Beefeater was a British pub-restaurant chain, founded by Whitbread in 1974.

The chain expanded significantly in 1995 when Whitbread acquired and rebranded the rival Berni Inn chain to Beefeater, which had 115 locations. As a result, Beefeater would have over 250 locations by the late 1990s; becoming Whitbread's flagship restaurant brand, alongside Brewers Fayre.

In April 2026, Whitbread announced the closure of all Beefeater and Brewers Fayre restaurants. The chain was closed down on 10 September 2026.

== History ==

=== Beginnings and national expansion (1974–2005) ===
Beefeater was set up by the then Whitbread Brewery in 1974 with the opening of its first restaurant, The Halfway House, in Enfield. The premise was for simple food, such as prawn cocktails and char-grilled steaks. In 1995, Whitbread acquired the Berni Inn chain, rebranding all Berni Inn sites to Beefeater.

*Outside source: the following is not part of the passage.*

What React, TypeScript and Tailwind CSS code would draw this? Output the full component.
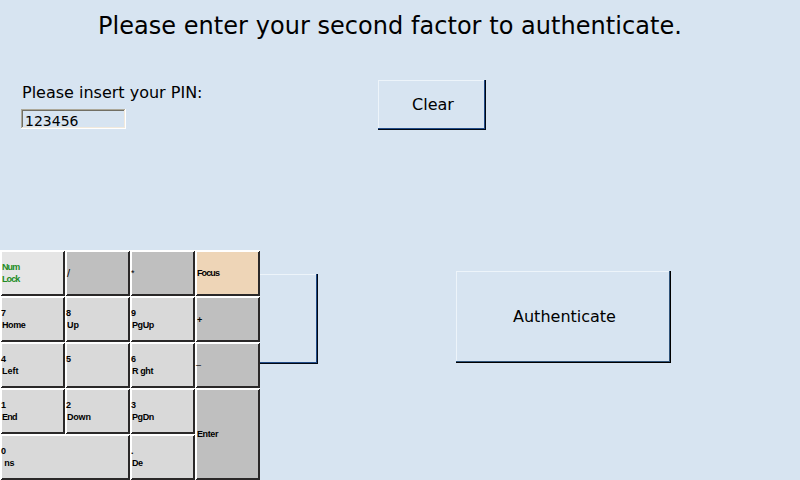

In its 1998/9 accounts, Whitbread confirmed there were 256 Beefeater outlets.

In August 1999, celebrity chef Brian Turner was recruited to advise on the remaining Beefeaters, and his signature dishes and face were featured on the menu.

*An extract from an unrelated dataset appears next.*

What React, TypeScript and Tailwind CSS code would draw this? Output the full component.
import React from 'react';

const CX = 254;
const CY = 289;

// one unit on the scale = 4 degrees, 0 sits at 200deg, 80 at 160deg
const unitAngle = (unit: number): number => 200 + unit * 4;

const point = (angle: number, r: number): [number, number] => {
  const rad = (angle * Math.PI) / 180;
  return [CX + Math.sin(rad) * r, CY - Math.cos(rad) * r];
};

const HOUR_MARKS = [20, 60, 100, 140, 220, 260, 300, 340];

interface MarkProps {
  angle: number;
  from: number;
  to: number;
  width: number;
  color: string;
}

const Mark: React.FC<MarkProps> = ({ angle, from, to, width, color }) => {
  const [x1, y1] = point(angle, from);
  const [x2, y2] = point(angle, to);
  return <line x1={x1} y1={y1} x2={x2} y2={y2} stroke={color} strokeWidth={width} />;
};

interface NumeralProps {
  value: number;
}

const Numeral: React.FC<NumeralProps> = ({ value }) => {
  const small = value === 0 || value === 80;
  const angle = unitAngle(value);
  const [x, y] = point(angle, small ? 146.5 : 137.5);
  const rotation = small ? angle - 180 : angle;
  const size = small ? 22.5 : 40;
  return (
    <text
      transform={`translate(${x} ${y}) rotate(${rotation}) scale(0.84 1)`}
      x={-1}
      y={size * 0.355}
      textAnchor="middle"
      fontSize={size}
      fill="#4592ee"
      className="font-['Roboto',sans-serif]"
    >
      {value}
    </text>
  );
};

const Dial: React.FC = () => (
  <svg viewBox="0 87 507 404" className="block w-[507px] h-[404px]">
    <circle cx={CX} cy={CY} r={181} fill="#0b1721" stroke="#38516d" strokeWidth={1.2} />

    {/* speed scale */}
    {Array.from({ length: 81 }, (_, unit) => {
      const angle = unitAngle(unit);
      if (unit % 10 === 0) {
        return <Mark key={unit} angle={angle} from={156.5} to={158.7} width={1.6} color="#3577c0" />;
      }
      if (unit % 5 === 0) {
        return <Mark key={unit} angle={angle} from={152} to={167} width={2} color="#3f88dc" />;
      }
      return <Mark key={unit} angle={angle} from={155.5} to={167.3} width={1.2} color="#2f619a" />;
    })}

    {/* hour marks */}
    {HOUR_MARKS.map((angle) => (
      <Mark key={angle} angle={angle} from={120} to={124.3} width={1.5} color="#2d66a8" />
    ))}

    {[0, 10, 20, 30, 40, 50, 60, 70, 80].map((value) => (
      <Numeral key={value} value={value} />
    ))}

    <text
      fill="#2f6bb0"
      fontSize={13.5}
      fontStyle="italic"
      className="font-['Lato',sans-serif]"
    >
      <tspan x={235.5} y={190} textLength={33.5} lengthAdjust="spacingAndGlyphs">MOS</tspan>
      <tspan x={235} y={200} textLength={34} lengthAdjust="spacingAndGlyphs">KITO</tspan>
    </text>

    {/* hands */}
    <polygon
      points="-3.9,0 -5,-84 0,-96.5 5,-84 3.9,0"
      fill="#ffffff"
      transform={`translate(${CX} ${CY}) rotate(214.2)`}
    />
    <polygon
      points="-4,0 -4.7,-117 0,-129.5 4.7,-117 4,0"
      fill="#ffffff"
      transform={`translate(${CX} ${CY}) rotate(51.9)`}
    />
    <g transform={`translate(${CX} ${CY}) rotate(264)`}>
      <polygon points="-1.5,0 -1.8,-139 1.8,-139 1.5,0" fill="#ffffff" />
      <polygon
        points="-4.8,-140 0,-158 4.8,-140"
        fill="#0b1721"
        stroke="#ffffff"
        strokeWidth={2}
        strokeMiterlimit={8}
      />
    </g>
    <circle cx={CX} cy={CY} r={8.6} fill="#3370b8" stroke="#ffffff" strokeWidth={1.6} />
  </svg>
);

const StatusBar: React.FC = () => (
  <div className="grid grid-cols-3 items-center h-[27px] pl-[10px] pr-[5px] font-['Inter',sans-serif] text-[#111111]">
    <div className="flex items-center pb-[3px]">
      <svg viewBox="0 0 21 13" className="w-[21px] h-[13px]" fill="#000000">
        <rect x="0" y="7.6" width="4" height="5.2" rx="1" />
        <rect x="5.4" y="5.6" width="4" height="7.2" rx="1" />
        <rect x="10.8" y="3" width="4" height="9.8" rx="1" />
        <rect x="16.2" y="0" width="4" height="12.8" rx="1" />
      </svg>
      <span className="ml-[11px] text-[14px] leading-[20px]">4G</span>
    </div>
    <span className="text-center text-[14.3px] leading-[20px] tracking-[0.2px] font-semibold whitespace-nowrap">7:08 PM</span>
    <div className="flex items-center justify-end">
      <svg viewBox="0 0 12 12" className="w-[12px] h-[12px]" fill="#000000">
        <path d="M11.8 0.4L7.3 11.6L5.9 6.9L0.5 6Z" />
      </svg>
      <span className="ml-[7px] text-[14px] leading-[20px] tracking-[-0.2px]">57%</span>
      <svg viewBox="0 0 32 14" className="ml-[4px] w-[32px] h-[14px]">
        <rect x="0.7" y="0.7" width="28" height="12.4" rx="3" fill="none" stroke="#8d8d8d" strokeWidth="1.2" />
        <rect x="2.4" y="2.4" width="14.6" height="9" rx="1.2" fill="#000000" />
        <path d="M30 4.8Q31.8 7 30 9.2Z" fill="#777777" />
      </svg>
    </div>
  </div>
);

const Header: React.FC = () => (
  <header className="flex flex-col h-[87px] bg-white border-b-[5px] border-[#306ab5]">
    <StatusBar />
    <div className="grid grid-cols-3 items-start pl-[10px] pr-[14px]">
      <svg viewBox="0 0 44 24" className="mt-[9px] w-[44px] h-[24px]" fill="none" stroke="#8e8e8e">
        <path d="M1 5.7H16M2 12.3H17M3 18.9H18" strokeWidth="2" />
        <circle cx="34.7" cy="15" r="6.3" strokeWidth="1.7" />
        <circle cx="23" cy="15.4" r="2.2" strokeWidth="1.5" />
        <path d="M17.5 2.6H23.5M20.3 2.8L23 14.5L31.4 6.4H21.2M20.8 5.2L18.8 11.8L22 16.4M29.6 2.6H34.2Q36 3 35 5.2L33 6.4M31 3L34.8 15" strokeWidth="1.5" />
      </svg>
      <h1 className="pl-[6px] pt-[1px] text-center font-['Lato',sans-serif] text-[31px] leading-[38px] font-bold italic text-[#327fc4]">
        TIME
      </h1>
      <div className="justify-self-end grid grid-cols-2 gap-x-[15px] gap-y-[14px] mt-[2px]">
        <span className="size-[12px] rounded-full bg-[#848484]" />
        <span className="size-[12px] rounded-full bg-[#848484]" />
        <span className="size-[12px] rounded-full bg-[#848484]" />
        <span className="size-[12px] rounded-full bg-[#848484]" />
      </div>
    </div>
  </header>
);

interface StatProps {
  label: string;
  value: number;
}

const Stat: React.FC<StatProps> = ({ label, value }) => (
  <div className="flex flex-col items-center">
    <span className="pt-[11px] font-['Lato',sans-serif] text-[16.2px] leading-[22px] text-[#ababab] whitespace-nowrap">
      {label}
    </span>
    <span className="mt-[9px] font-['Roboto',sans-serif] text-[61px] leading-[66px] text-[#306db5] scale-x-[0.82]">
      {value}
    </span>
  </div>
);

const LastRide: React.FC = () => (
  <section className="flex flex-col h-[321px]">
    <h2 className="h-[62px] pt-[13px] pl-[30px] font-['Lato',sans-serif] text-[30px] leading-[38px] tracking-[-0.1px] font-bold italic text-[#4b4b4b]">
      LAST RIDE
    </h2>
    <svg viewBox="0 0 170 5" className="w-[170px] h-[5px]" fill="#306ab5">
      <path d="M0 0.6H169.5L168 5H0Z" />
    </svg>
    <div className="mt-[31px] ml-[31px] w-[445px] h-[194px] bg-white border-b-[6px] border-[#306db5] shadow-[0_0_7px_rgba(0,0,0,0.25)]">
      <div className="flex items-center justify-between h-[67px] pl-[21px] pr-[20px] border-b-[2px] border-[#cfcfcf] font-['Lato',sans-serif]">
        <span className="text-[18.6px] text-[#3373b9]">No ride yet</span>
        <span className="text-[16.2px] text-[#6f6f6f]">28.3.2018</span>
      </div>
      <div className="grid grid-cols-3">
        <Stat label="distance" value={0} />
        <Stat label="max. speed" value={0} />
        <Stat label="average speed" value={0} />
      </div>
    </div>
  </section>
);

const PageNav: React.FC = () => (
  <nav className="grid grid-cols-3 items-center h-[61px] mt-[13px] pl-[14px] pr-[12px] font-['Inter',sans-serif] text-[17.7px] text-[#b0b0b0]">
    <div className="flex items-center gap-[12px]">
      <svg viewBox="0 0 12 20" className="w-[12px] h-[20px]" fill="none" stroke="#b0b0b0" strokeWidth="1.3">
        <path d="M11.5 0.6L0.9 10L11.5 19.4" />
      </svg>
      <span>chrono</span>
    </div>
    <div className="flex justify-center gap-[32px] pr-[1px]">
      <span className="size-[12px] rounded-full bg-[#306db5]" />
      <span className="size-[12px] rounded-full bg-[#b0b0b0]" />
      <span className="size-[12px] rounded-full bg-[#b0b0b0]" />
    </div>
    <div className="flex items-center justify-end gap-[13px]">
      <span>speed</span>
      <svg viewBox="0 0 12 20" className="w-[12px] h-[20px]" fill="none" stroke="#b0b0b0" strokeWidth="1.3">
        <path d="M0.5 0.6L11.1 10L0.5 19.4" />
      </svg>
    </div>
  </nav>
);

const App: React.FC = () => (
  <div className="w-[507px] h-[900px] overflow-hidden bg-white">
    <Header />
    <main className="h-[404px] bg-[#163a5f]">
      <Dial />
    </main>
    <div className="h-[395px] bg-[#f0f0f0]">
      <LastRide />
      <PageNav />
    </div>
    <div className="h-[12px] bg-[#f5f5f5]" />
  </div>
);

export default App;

=== Whitbread consolidation (2006–2023) ===
In 2006, Whitbread divested the majority of its standalone Beefeater and Brewers Fayre sites (excluding those with a Premier Inn) to market rival Mitchells & Butlers, who would rebrand the locations.

In 2008, Whitbread opened a Beefeater in Llanelli, the first new site to open in the 2000s. In the same year, Whitbread would rebrand various Brewers Fayre locations as Beefeater.

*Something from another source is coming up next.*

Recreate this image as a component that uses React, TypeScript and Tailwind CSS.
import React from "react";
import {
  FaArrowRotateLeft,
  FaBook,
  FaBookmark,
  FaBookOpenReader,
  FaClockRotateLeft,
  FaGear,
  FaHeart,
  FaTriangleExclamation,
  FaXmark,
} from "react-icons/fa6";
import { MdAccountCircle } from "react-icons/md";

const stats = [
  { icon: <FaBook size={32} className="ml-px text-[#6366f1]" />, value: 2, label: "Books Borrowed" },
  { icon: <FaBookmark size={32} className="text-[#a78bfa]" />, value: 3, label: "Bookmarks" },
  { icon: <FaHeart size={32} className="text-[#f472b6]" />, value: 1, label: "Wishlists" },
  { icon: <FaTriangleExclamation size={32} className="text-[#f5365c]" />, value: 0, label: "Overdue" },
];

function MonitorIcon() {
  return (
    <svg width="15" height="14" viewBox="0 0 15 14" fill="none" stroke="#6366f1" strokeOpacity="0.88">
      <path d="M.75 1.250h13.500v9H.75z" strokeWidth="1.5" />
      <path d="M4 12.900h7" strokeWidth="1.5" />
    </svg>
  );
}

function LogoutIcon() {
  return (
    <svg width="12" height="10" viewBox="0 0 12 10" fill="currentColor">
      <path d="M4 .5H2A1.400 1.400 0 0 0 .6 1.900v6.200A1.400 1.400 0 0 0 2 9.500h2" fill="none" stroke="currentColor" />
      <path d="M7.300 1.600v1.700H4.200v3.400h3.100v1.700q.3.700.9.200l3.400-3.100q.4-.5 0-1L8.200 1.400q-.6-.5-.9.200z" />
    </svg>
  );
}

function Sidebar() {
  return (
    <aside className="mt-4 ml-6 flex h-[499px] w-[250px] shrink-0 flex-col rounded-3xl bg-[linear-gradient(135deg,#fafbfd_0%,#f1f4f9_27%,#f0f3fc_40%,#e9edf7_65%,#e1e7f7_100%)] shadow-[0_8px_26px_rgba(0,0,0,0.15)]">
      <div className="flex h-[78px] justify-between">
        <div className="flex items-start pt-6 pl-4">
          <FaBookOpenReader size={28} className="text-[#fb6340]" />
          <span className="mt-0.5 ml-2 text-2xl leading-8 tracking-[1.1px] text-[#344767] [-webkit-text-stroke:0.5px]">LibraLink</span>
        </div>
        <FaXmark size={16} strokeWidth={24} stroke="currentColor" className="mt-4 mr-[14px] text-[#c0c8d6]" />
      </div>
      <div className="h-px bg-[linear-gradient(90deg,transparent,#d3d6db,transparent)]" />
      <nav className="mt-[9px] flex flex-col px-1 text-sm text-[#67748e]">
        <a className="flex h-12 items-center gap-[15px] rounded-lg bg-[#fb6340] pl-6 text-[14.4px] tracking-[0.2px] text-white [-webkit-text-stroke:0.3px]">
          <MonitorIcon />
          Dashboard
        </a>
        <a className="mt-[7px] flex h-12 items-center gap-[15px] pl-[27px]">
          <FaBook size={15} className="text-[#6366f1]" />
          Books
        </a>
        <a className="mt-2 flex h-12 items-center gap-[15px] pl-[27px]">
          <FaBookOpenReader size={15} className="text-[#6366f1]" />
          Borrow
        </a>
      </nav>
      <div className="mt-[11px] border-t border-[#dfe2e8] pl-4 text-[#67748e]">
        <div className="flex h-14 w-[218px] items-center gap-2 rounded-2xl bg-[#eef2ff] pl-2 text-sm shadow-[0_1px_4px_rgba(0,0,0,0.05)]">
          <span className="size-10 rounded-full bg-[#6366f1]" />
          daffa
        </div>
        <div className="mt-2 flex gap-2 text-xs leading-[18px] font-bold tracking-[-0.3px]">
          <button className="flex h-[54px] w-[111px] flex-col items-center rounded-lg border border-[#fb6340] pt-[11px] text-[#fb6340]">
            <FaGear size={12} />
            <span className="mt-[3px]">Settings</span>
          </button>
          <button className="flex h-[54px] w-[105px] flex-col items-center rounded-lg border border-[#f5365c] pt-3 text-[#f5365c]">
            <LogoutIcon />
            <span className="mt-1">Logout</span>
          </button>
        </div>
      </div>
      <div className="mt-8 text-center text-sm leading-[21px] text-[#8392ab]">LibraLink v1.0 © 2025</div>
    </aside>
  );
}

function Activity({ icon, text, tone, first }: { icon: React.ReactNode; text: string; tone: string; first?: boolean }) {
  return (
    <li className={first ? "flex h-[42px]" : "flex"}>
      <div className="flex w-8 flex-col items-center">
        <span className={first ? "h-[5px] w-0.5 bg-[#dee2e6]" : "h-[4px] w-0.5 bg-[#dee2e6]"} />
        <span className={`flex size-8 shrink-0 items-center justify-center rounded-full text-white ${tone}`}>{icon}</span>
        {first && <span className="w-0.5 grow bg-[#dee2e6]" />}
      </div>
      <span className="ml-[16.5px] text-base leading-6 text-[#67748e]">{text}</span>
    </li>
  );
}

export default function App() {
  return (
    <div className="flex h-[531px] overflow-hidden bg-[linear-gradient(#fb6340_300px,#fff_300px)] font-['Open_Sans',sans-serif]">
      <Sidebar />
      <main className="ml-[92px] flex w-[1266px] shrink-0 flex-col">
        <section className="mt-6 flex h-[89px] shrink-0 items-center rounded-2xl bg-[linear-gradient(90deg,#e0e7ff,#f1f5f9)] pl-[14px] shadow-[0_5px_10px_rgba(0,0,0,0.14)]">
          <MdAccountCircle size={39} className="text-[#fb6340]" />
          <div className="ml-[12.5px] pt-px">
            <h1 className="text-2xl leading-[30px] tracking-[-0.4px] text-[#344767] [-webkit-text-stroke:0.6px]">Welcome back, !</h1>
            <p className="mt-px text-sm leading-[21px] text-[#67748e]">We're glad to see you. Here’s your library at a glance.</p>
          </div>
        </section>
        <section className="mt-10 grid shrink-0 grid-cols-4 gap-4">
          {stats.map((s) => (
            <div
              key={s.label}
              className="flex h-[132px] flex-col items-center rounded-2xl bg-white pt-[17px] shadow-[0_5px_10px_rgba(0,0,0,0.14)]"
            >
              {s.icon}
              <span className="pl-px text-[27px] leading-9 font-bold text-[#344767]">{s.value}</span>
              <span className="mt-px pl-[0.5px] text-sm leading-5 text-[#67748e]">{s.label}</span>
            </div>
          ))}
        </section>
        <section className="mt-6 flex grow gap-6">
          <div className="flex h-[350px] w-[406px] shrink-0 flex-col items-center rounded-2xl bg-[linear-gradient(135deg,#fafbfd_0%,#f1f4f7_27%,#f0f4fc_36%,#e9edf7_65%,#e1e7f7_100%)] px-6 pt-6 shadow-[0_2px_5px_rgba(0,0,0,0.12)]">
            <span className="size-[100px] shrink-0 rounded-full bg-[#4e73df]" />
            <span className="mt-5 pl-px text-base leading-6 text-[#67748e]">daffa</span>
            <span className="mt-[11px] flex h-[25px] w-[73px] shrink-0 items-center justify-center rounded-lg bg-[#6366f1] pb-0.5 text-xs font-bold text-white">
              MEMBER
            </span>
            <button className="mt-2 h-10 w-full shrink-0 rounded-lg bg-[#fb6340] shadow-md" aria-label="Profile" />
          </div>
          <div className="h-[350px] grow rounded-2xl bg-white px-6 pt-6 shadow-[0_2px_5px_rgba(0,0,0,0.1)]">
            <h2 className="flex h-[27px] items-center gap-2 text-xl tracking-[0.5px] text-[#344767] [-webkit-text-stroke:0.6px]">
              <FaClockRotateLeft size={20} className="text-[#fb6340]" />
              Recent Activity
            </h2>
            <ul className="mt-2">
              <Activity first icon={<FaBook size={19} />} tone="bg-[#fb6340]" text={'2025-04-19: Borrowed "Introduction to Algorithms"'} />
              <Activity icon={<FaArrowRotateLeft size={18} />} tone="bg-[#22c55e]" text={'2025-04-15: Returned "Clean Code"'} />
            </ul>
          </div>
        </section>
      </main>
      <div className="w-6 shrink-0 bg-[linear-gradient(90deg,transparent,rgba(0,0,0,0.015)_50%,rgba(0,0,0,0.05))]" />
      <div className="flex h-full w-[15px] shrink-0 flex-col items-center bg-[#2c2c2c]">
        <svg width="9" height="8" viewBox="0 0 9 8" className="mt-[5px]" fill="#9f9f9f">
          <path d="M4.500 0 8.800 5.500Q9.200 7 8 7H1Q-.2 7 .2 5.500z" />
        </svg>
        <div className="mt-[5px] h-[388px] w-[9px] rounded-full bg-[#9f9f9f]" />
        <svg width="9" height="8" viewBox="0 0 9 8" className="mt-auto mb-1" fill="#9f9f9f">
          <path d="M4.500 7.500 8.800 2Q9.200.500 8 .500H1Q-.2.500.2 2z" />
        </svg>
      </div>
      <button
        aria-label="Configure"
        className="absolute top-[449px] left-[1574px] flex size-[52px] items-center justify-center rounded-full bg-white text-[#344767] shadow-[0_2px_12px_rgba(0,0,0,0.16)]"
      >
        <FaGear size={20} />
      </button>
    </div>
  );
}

In July 2008, Mitchells & Butlers acquired 44 additional standalone Beefeater and Brewers Fayre pubs, such as the Park Place in Mitcham, in exchange for 21 Express by Holiday Inn hotels.

In February 2016, Beefeater opened a new restaurant concept in Birmingham, titled "Bar + Block," bringing Beefeater to the high street locations.

=== Downfall (2024–2026) ===
In April 2024, it was announced that 112 restaurants would close, with the space being converted into "more profitable" Premier Inn hotel rooms. 126 of Whitbread's "less profitable" restaurants would also be put up for sale, with the loss of 1,500 jobs. Batches of restaurants were sold off over a 2 year period, with at least 15 (such as Coombe Lodge, Croydon) being bought by the Papa's Group, which re-opened as a JD Wetherspoons pub as part of a franchise agreement in late December 2025.

In April 2026, Whitbread announced the closure of all 197 remaining restaurants (including Beefeater, Brewers Fayre and Bar + Block), with the loss of around 3,800 jobs. Many of the restaurants are to be converted into "highly profitable" Premier Inn hotel rooms.

In August 2026, it was announced that Queensway, a hospitality group, would acquire 53 Brewers Fayre and Beefeater sites. At the time of announcement, Queensway did not confirm the new brand name, pricing or when the sites would reopen. However, it was later announced that these sites would be called Queensway Inns, and would be reopened gradually.